_PROBLEM DESCRIPTION_: Retype the whole listing verbatim and keep the pictures out of it.
--- start of PROVIDED MATERIAL ---
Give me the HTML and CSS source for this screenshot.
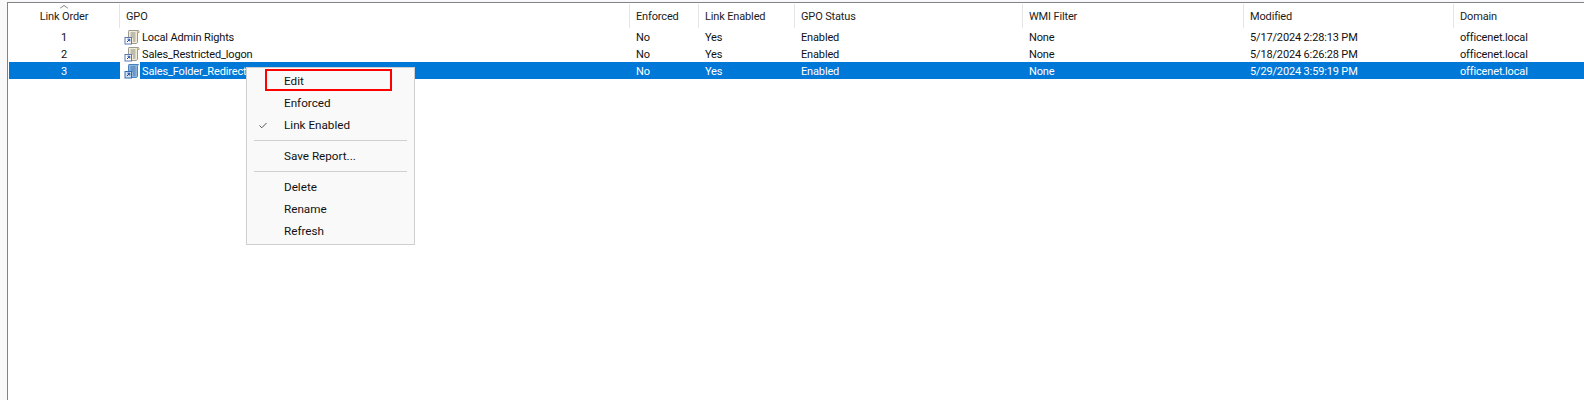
FILE: index.html
```html
<!DOCTYPE html>
<html lang="en">
<head>
    <meta charset="UTF-8">
    <title>Linked Group Policy Objects</title>
    <link rel="stylesheet" href="styles.css">
</head>
<body>
    <svg class="defs" width="0" height="0">
        <symbol id="gpo" viewBox="0 0 16 16">
            <path d="M5 1.500h9.500c-.8.6-1 1.200-1 2V13c0 1-.7 1.500-1.500 1.500H4.500V3C4.500 2.200 4.500 1.500 5 1.500z" fill="#f1ecd6" stroke="#9a9a90"/>
            <path d="M6.500 4h5M6.500 6h5M6.500 8h5M9 10h2.500M9 12h2.500" stroke="#8c8c84" fill="none"/>
            <path d="M13.500 3.500h1.500V2" fill="none" stroke="#b3a56c"/>
            <rect x="1" y="8.500" width="6.500" height="6.500" fill="#fff" stroke="#5a78b4"/>
            <path d="M3 13l2.300-2.300M3.500 10.200h2.300v2.300" fill="none" stroke="#1d3fa0"/>
        </symbol>
        <symbol id="gpo-selected" viewBox="0 0 16 16">
            <path d="M5 1.500h9.500c-.8.6-1 1.200-1 2V13c0 1-.7 1.500-1.500 1.500H4.500V3C4.500 2.200 4.500 1.500 5 1.500z" fill="#8fb4da" stroke="#4a82bc"/>
            <path d="M6.500 4h5M6.500 6h5M6.500 8h5M9 10h2.500M9 12h2.500" stroke="#3f7ab6" fill="none"/>
            <rect x="1" y="8.500" width="6.500" height="6.500" fill="#cfe0f2" stroke="#2f6cb0"/>
            <path d="M3 13l2.300-2.300M3.500 10.200h2.300v2.300" fill="none" stroke="#123f96"/>
        </symbol>
    </svg>

    <div class="panel">
        <div class="row head">
            <div class="col order"><span class="sort"></span>Link Order</div>
            <div class="col">GPO</div>
            <div class="col">Enforced</div>
            <div class="col">Link Enabled</div>
            <div class="col">GPO Status</div>
            <div class="col">WMI Filter</div>
            <div class="col">Modified</div>
            <div class="col">Domain</div>
        </div>

        <div class="row item">
            <div class="cell order">1</div>
            <div class="cell name"><svg class="icon"><use href="#gpo"/></svg><span>Local Admin Rights</span></div>
            <div class="cell">No</div>
            <div class="cell">Yes</div>
            <div class="cell">Enabled</div>
            <div class="cell">None</div>
            <div class="cell">5/17/2024 2:28:13 PM</div>
            <div class="cell">officenet.local</div>
        </div>
        <div class="row item">
            <div class="cell order">2</div>
            <div class="cell name"><svg class="icon"><use href="#gpo"/></svg><span>Sales_Restricted_logon</span></div>
            <div class="cell">No</div>
            <div class="cell">Yes</div>
            <div class="cell">Enabled</div>
            <div class="cell">None</div>
            <div class="cell">5/18/2024 6:26:28 PM</div>
            <div class="cell">officenet.local</div>
        </div>
        <div class="row item selected">
            <div class="cell order">3</div>
            <div class="cell name"><svg class="icon"><use href="#gpo-selected"/></svg><span>Sales_Folder_Redirection</span></div>
            <div class="cell">No</div>
            <div class="cell">Yes</div>
            <div class="cell">Enabled</div>
            <div class="cell">None</div>
            <div class="cell">5/29/2024 3:59:19 PM</div>
            <div class="cell">officenet.local</div>
        </div>

        <div class="menu">
            <div class="menu-item">Edit</div>
            <div class="menu-item">Enforced</div>
            <div class="menu-item"><svg class="check" width="8" height="7" viewBox="0 0 8 7"><path d="M.5 3.500l2.300 2.300L7.500 1" fill="none" stroke="#555"/></svg>Link Enabled</div>
            <div class="menu-sep"></div>
            <div class="menu-item">Save Report...</div>
            <div class="menu-sep"></div>
            <div class="menu-item">Delete</div>
            <div class="menu-item">Rename</div>
            <div class="menu-item">Refresh</div>
            <div class="callout"></div>
        </div>
    </div>
</body>
</html>
```

FILE: styles.css
```css
* {
    box-sizing: border-box;
}
html, body {
    margin: 0;
    height: 100%;
    overflow: hidden;
}
body {
    background: #f9f9f9;
    padding: 2px 0 0 7px;
    font-family: Roboto, "Open Sans", Arial, sans-serif;
    font-size: 11px;
    color: #111;
}
.defs {
    position: absolute;
}
.panel {
    position: relative;
    height: 100%;
    background: #fff;
    border-top: 1px solid #82828a;
    border-left: 1px solid #82828a;
}
.row {
    display: grid;
    grid-template-columns: 111px 510px 69px 96px 228px 221px 210px 1fr;
    margin-left: 1px;
    letter-spacing: -.15px;
}
.head {
    height: 24px;
    margin-top: 1px;
    color: #1c1c1c;
}
.col {
    position: relative;
    display: flex;
    align-items: center;
    padding-left: 6px;
    border-right: 1px solid #e5e5e5;
}
.col:last-child {
    border-right: none;
}
.col.order {
    justify-content: center;
    padding-left: 0;
}
.sort {
    position: absolute;
    top: 0;
    left: 50%;
    width: 6px;
    height: 6px;
    margin-left: -3px;
    margin-top: 1px;
    border-top: 1px solid #8a8a8a;
    border-left: 1px solid #8a8a8a;
    transform: scaleY(.7) rotate(45deg);
}
.item {
    grid-auto-rows: 17px;
    line-height: 19px;
}
.cell {
    padding-left: 6px;
    white-space: nowrap;
}
.cell.order {
    padding-left: 0;
    text-align: center;
    padding-right: 1px;
}
.cell.name {
    display: flex;
    padding-left: 4px;
}
.cell.name span {
    padding: 0 2px;
}
.icon {
    width: 16px;
    height: 16px;
    flex: none;
    margin-top: 1px;
}
.selected {
    background: #0078d7;
    color: #fff;
}
.selected .name {
    background: linear-gradient(to right, #fff 20px, #0078d7 20px);
}
.menu {
    position: absolute;
    left: 238px;
    top: 64px;
    width: 169px;
    height: 178px;
    padding: 2px 1px;
    background: #f9f9f9;
    border: 1px solid #cfcfcf;
    color: #111;
    font-size: 11.700px;
}
.menu-item {
    position: relative;
    height: 22px;
    line-height: 22px;
    padding-left: 36px;
}
.menu-sep {
    height: 1px;
    margin: 4px 6px;
    background: #cfcfcf;
}
.check {
    position: absolute;
    left: 11px;
    top: 8px;
}
.callout {
    position: absolute;
    left: 18px;
    top: 1px;
    width: 127px;
    height: 22px;
    border: 2px solid #f00;
}
```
--- end of PROVIDED MATERIAL ---
_TASK RESULT_:
Give me the HTML and CSS source for this screenshot.
FILE: index.html
```html
<!DOCTYPE html>
<html lang="en">
<head>
    <meta charset="UTF-8">
    <title>Linked Group Policy Objects</title>
    <link rel="stylesheet" href="styles.css">
</head>
<body>
    <svg class="defs" width="0" height="0">
        <symbol id="gpo" viewBox="0 0 16 16">
            <path d="M5 1.500h9.500c-.8.6-1 1.200-1 2V13c0 1-.7 1.500-1.500 1.500H4.500V3C4.500 2.200 4.500 1.500 5 1.500z" fill="#f1ecd6" stroke="#9a9a90"/>
            <path d="M6.500 4h5M6.500 6h5M6.500 8h5M9 10h2.500M9 12h2.500" stroke="#8c8c84" fill="none"/>
            <path d="M13.500 3.500h1.500V2" fill="none" stroke="#b3a56c"/>
            <rect x="1" y="8.500" width="6.500" height="6.500" fill="#fff" stroke="#5a78b4"/>
            <path d="M3 13l2.300-2.300M3.500 10.200h2.300v2.300" fill="none" stroke="#1d3fa0"/>
        </symbol>
        <symbol id="gpo-selected" viewBox="0 0 16 16">
            <path d="M5 1.500h9.500c-.8.6-1 1.200-1 2V13c0 1-.7 1.500-1.500 1.500H4.500V3C4.500 2.200 4.500 1.500 5 1.500z" fill="#8fb4da" stroke="#4a82bc"/>
            <path d="M6.500 4h5M6.500 6h5M6.500 8h5M9 10h2.500M9 12h2.500" stroke="#3f7ab6" fill="none"/>
            <rect x="1" y="8.500" width="6.500" height="6.500" fill="#cfe0f2" stroke="#2f6cb0"/>
            <path d="M3 13l2.300-2.300M3.500 10.200h2.300v2.300" fill="none" stroke="#123f96"/>
        </symbol>
    </svg>

    <div class="panel">
        <div class="row head">
            <div class="col order"><span class="sort"></span>Link Order</div>
            <div class="col">GPO</div>
            <div class="col">Enforced</div>
            <div class="col">Link Enabled</div>
            <div class="col">GPO Status</div>
            <div class="col">WMI Filter</div>
            <div class="col">Modified</div>
            <div class="col">Domain</div>
        </div>

        <div class="row item">
            <div class="cell order">1</div>
            <div class="cell name"><svg class="icon"><use href="#gpo"/></svg><span>Local Admin Rights</span></div>
            <div class="cell">No</div>
            <div class="cell">Yes</div>
            <div class="cell">Enabled</div>
            <div class="cell">None</div>
            <div class="cell">5/17/2024 2:28:13 PM</div>
            <div class="cell">officenet.local</div>
        </div>
        <div class="row item">
            <div class="cell order">2</div>
            <div class="cell name"><svg class="icon"><use href="#gpo"/></svg><span>Sales_Restricted_logon</span></div>
            <div class="cell">No</div>
            <div class="cell">Yes</div>
            <div class="cell">Enabled</div>
            <div class="cell">None</div>
            <div class="cell">5/18/2024 6:26:28 PM</div>
            <div class="cell">officenet.local</div>
        </div>
        <div class="row item selected">
            <div class="cell order">3</div>
            <div class="cell name"><svg class="icon"><use href="#gpo-selected"/></svg><span>Sales_Folder_Redirection</span></div>
            <div class="cell">No</div>
            <div class="cell">Yes</div>
            <div class="cell">Enabled</div>
            <div class="cell">None</div>
            <div class="cell">5/29/2024 3:59:19 PM</div>
            <div class="cell">officenet.local</div>
        </div>

        <div class="menu">
            <div class="menu-item">Edit</div>
            <div class="menu-item">Enforced</div>
            <div class="menu-item"><svg class="check" width="8" height="7" viewBox="0 0 8 7"><path d="M.5 3.500l2.300 2.300L7.500 1" fill="none" stroke="#555"/></svg>Link Enabled</div>
            <div class="menu-sep"></div>
            <div class="menu-item">Save Report...</div>
            <div class="menu-sep"></div>
            <div class="menu-item">Delete</div>
            <div class="menu-item">Rename</div>
            <div class="menu-item">Refresh</div>
            <div class="callout"></div>
        </div>
    </div>
</body>
</html>
```

FILE: styles.css
```css
* {
    box-sizing: border-box;
}
html, body {
    margin: 0;
    height: 100%;
    overflow: hidden;
}
body {
    background: #f9f9f9;
    padding: 2px 0 0 7px;
    font-family: Roboto, "Open Sans", Arial, sans-serif;
    font-size: 11px;
    color: #111;
}
.defs {
    position: absolute;
}
.panel {
    position: relative;
    height: 100%;
    background: #fff;
    border-top: 1px solid #82828a;
    border-left: 1px solid #82828a;
}
.row {
    display: grid;
    grid-template-columns: 111px 510px 69px 96px 228px 221px 210px 1fr;
    margin-left: 1px;
    letter-spacing: -.15px;
}
.head {
    height: 24px;
    margin-top: 1px;
    color: #1c1c1c;
}
.col {
    position: relative;
    display: flex;
    align-items: center;
    padding-left: 6px;
    border-right: 1px solid #e5e5e5;
}
.col:last-child {
    border-right: none;
}
.col.order {
    justify-content: center;
    padding-left: 0;
}
.sort {
    position: absolute;
    top: 0;
    left: 50%;
    width: 6px;
    height: 6px;
    margin-left: -3px;
    margin-top: 1px;
    border-top: 1px solid #8a8a8a;
    border-left: 1px solid #8a8a8a;
    transform: scaleY(.7) rotate(45deg);
}
.item {
    grid-auto-rows: 17px;
    line-height: 19px;
}
.cell {
    padding-left: 6px;
    white-space: nowrap;
}
.cell.order {
    padding-left: 0;
    text-align: center;
    padding-right: 1px;
}
.cell.name {
    display: flex;
    padding-left: 4px;
}
.cell.name span {
    padding: 0 2px;
}
.icon {
    width: 16px;
    height: 16px;
    flex: none;
    margin-top: 1px;
}
.selected {
    background: #0078d7;
    color: #fff;
}
.selected .name {
    background: linear-gradient(to right, #fff 20px, #0078d7 20px);
}
.menu {
    position: absolute;
    left: 238px;
    top: 64px;
    width: 169px;
    height: 178px;
    padding: 2px 1px;
    background: #f9f9f9;
    border: 1px solid #cfcfcf;
    color: #111;
    font-size: 11.700px;
}
.menu-item {
    position: relative;
    height: 22px;
    line-height: 22px;
    padding-left: 36px;
}
.menu-sep {
    height: 1px;
    margin: 4px 6px;
    background: #cfcfcf;
}
.check {
    position: absolute;
    left: 11px;
    top: 8px;
}
.callout {
    position: absolute;
    left: 18px;
    top: 1px;
    width: 127px;
    height: 22px;
    border: 2px solid #f00;
}
```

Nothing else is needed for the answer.